Find the string "this" in the records. Copy every line it appears in.

━━━━

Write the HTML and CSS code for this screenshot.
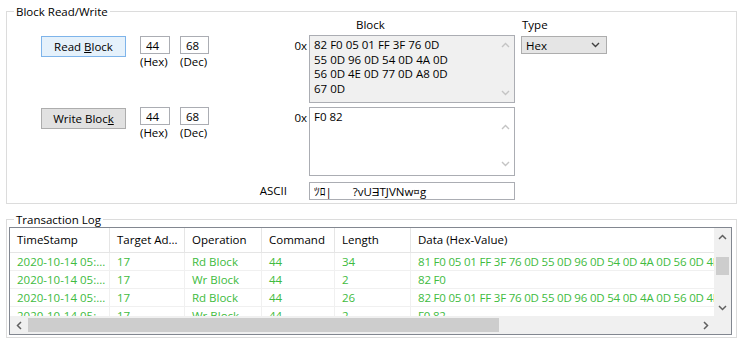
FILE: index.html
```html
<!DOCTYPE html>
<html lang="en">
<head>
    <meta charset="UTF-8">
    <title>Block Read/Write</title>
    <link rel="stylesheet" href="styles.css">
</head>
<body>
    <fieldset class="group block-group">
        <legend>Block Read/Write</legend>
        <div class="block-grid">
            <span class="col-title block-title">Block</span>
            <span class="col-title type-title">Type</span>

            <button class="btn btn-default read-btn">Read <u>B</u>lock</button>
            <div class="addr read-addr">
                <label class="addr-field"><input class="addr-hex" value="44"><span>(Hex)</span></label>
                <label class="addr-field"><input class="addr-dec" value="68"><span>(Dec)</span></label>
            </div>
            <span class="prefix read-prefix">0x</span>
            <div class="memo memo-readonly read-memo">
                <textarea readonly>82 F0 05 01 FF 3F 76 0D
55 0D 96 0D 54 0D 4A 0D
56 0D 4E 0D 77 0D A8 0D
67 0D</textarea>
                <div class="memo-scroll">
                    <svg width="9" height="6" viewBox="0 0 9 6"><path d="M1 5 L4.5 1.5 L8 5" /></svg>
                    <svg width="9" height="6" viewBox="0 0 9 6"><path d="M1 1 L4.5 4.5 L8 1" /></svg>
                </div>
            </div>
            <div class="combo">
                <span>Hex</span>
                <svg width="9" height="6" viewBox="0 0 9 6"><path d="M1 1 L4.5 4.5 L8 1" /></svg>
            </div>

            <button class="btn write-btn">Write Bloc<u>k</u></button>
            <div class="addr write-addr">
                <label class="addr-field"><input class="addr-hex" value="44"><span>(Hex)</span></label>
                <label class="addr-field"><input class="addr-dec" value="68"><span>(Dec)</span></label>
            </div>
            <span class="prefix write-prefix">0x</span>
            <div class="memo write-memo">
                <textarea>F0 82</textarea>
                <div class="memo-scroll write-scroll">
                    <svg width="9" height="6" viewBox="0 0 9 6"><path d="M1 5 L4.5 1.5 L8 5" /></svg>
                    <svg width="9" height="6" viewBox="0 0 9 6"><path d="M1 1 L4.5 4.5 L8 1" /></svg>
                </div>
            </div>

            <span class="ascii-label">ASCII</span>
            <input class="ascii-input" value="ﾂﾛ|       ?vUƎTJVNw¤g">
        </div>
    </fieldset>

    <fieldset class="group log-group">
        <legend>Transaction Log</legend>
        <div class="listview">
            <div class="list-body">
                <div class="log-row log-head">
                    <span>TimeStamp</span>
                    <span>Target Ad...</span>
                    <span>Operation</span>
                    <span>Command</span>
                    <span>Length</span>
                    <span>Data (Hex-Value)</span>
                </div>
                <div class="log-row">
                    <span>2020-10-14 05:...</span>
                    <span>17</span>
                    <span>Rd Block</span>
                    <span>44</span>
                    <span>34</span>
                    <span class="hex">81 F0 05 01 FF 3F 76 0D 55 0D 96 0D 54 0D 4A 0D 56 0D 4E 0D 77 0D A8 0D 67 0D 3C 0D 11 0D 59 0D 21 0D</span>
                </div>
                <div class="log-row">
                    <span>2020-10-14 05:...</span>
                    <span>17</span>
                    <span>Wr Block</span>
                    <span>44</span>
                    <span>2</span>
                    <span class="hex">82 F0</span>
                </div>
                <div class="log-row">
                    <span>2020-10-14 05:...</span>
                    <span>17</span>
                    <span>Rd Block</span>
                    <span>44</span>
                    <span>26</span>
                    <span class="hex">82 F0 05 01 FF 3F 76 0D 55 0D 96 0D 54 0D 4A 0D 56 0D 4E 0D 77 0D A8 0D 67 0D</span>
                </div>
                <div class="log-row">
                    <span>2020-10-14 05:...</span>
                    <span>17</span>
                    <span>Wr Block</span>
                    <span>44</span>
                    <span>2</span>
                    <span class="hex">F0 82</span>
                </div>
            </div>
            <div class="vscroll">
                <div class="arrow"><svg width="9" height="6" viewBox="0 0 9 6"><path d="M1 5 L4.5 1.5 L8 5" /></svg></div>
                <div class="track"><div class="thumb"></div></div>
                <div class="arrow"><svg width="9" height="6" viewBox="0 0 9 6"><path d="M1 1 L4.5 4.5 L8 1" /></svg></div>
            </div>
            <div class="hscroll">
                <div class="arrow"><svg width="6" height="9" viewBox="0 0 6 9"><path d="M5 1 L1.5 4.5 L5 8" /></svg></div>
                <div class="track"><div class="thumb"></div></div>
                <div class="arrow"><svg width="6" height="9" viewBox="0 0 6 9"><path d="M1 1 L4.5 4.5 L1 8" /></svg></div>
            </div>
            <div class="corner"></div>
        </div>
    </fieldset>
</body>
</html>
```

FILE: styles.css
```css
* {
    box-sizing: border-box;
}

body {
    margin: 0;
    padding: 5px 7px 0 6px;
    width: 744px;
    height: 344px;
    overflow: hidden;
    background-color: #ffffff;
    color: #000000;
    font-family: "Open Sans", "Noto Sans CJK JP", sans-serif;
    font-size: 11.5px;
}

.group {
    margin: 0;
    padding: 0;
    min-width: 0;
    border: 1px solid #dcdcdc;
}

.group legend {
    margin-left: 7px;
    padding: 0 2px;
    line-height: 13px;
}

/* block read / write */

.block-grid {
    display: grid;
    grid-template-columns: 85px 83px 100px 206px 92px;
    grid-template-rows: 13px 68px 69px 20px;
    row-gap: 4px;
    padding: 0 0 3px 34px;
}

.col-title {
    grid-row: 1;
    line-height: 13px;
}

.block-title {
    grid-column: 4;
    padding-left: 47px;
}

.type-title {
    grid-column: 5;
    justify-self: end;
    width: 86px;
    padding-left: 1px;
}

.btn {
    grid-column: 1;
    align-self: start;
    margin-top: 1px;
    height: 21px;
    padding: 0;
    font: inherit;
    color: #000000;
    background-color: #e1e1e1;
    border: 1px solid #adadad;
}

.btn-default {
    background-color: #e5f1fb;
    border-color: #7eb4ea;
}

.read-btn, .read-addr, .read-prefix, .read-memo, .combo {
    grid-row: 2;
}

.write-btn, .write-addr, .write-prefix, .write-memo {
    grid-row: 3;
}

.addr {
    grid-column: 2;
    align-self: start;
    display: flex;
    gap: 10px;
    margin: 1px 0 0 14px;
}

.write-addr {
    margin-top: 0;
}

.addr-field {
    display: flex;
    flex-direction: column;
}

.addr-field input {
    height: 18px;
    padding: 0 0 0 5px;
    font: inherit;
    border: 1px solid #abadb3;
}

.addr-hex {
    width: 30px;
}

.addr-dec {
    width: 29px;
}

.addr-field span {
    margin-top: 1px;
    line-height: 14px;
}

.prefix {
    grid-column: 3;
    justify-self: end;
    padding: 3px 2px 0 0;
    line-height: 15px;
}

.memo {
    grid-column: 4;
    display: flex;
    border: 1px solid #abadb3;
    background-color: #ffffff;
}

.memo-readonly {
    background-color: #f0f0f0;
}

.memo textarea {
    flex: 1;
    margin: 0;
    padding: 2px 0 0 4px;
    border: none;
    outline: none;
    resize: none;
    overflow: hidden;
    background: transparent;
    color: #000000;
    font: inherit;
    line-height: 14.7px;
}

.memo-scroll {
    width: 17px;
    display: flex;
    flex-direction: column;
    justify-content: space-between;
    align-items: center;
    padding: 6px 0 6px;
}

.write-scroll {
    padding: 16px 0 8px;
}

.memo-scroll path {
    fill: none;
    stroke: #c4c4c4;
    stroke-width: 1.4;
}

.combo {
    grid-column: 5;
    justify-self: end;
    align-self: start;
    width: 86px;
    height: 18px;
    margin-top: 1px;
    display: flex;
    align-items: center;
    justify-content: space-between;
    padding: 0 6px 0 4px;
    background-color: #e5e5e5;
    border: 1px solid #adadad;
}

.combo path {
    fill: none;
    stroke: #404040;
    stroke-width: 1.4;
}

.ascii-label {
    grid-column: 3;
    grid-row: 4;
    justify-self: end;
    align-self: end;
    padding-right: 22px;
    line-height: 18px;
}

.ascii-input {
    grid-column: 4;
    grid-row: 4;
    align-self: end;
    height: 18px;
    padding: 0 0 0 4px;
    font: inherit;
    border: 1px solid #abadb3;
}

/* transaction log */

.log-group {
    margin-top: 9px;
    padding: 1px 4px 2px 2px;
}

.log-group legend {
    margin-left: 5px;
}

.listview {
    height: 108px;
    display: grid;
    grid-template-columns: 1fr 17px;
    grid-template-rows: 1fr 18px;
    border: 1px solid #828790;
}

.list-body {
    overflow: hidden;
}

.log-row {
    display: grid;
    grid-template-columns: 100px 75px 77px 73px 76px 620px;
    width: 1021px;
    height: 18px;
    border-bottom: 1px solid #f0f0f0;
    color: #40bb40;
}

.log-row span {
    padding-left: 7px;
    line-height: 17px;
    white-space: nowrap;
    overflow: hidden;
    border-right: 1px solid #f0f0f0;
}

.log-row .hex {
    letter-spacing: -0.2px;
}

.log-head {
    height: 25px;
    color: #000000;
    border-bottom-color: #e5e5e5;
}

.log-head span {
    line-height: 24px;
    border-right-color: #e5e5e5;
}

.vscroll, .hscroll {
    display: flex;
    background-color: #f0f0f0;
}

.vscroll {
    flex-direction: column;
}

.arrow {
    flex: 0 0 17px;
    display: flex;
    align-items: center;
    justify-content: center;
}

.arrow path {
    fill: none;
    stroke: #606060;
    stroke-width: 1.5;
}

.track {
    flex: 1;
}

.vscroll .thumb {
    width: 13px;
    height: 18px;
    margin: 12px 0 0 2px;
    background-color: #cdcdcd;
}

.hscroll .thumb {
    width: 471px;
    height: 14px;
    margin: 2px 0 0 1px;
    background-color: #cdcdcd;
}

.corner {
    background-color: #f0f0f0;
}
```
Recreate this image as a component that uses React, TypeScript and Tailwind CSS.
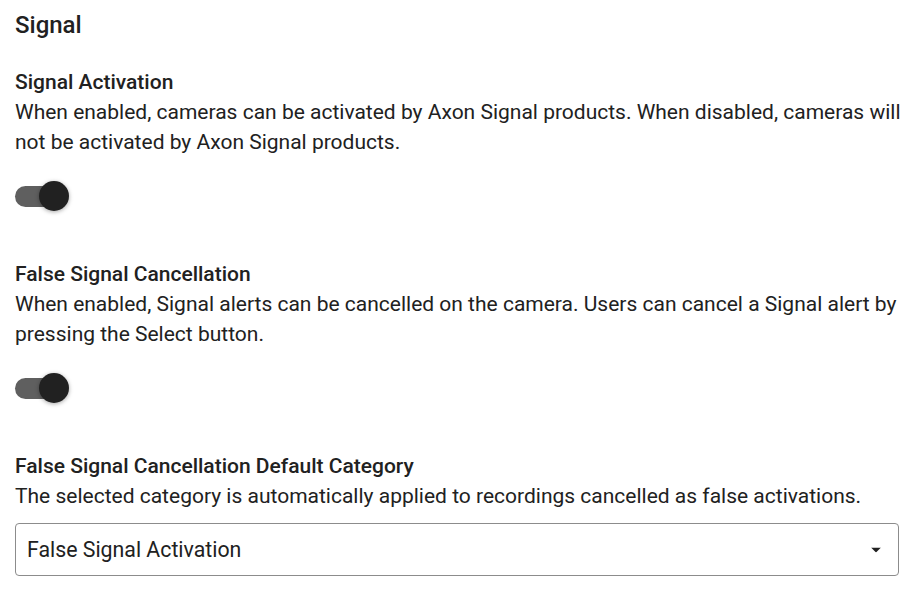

━━━━

COMPLETE RESPONSE:
Write the HTML and CSS code for this screenshot.
Recreate this image as a component that uses React, TypeScript and Tailwind CSS.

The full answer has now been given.